DATA SHOWN:
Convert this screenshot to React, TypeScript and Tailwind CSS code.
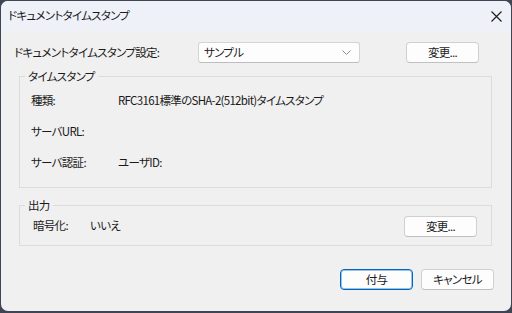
export default function App() {
  const font =
    "font-['Noto_Sans_CJK_JP','Noto_Sans',sans-serif] [font-feature-settings:'palt'] tracking-[-0.7px]";
  const btn =
    "flex h-[21px] w-[73px] items-center justify-center rounded-[4px] border border-[#d0d0d0] border-b-[#c0c0c0] bg-[#fdfdfd] text-[11.5px] text-[#1b1b1b]";

  return (
    <div className={`h-[313px] w-[512px] bg-[#3f4653] px-px pt-px pb-[2px] ${font}`}>
      <div className="flex h-full flex-col overflow-hidden rounded-[7px] bg-[#f0f0f0]">
        {/* title bar */}
        <div className="flex h-[30px] items-center justify-between bg-[#eef2f8] pl-[7px] pr-[9px]">
          <span className="text-[11.5px] text-[#1a1a1a]">ドキュメントタイムスタンプ</span>
          <svg width="11" height="11" viewBox="0 0 11 11" className="text-[#1a1a1a]">
            <path d="M0.5 0.5 L10.5 10.5 M10.5 0.5 L0.5 10.5" stroke="currentColor" strokeWidth="1.1" />
          </svg>
        </div>

        <div className="flex flex-col pt-[11px] text-[11.5px] text-[#1a1a1a]">
          {/* setting row */}
          <div className="flex items-center">
            <span className="ml-[13px] w-[184px]">ドキュメントタイムスタンプ設定:</span>
            <div className="flex h-[21px] w-[162px] items-center justify-between rounded-[3px] border border-[#d4d4d4] border-b-[#bdbdbd] bg-[#fdfdfd] pl-[5px] pr-[8px]">
              <span>サンプル</span>
              <svg width="9" height="5" viewBox="0 0 9 5">
                <path d="M0.5 0.5 L4.5 4.5 L8.5 0.5" fill="none" stroke="#8a8a8a" strokeWidth="1" />
              </svg>
            </div>
            <button className={`${btn} ml-[46px]`}>変更...</button>
          </div>

          {/* timestamp group */}
          <div className="relative ml-[18px] mt-[13px] h-[112px] w-[473px] border border-[#dcdcdc]">
            <span className="absolute -top-[9px] left-[5px] bg-[#f0f0f0] px-[3px] leading-[16px]">タイムスタンプ</span>
            <div className="flex flex-col gap-[15px] pl-[11px] pt-[15px] leading-[16px]">
              <div className="flex">
                <span className="w-[87px]">種類:</span>
                <span>RFC3161標準のSHA-2(512bit)タイムスタンプ</span>
              </div>
              <div className="flex">
                <span className="w-[87px]">サーバURL:</span>
              </div>
              <div className="flex">
                <span className="w-[87px]">サーバ認証:</span>
                <span>ユーザID:</span>
              </div>
            </div>
          </div>

          {/* output group */}
          <div className="relative ml-[18px] mt-[17px] flex h-[41px] w-[473px] items-center border border-[#dcdcdc]">
            <span className="absolute -top-[9px] left-[5px] bg-[#f0f0f0] px-[3px] leading-[16px]">出力</span>
            <span className="ml-[13px] w-[57px]">暗号化:</span>
            <span>いいえ</span>
            <button className={`${btn} ml-auto mr-[14px] mt-[2px]`}>変更...</button>
          </div>

          {/* footer */}
          <div className="mt-[23px] flex justify-end gap-[8px] pr-[17px]">
            <button className="flex h-[21px] w-[73px] items-center justify-center rounded-[4px] border border-[#0067c0] bg-[#fdfdfd] text-[11.5px] text-[#1b1b1b] shadow-[inset_0_0_0_1px_#9cc3e6]">
              付与
            </button>
            <button className={btn}>キャンセル</button>
          </div>
        </div>
      </div>
    </div>
  );
}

WHAT NEEDS TO BE DONE:
Take the material above from its first line through the line holding "rounded-[4px] border border-[#d0d0d0]" and set it down exactly, without the pictures.

FINAL ANSWER:
Convert this screenshot to React, TypeScript and Tailwind CSS code.
export default function App() {
  const font =
    "font-['Noto_Sans_CJK_JP','Noto_Sans',sans-serif] [font-feature-settings:'palt'] tracking-[-0.7px]";
  const btn =
    "flex h-[21px] w-[73px] items-center justify-center rounded-[4px] border border-[#d0d0d0] border-b-[#c0c0c0] bg-[#fdfdfd] text-[11.5px] text-[#1b1b1b]";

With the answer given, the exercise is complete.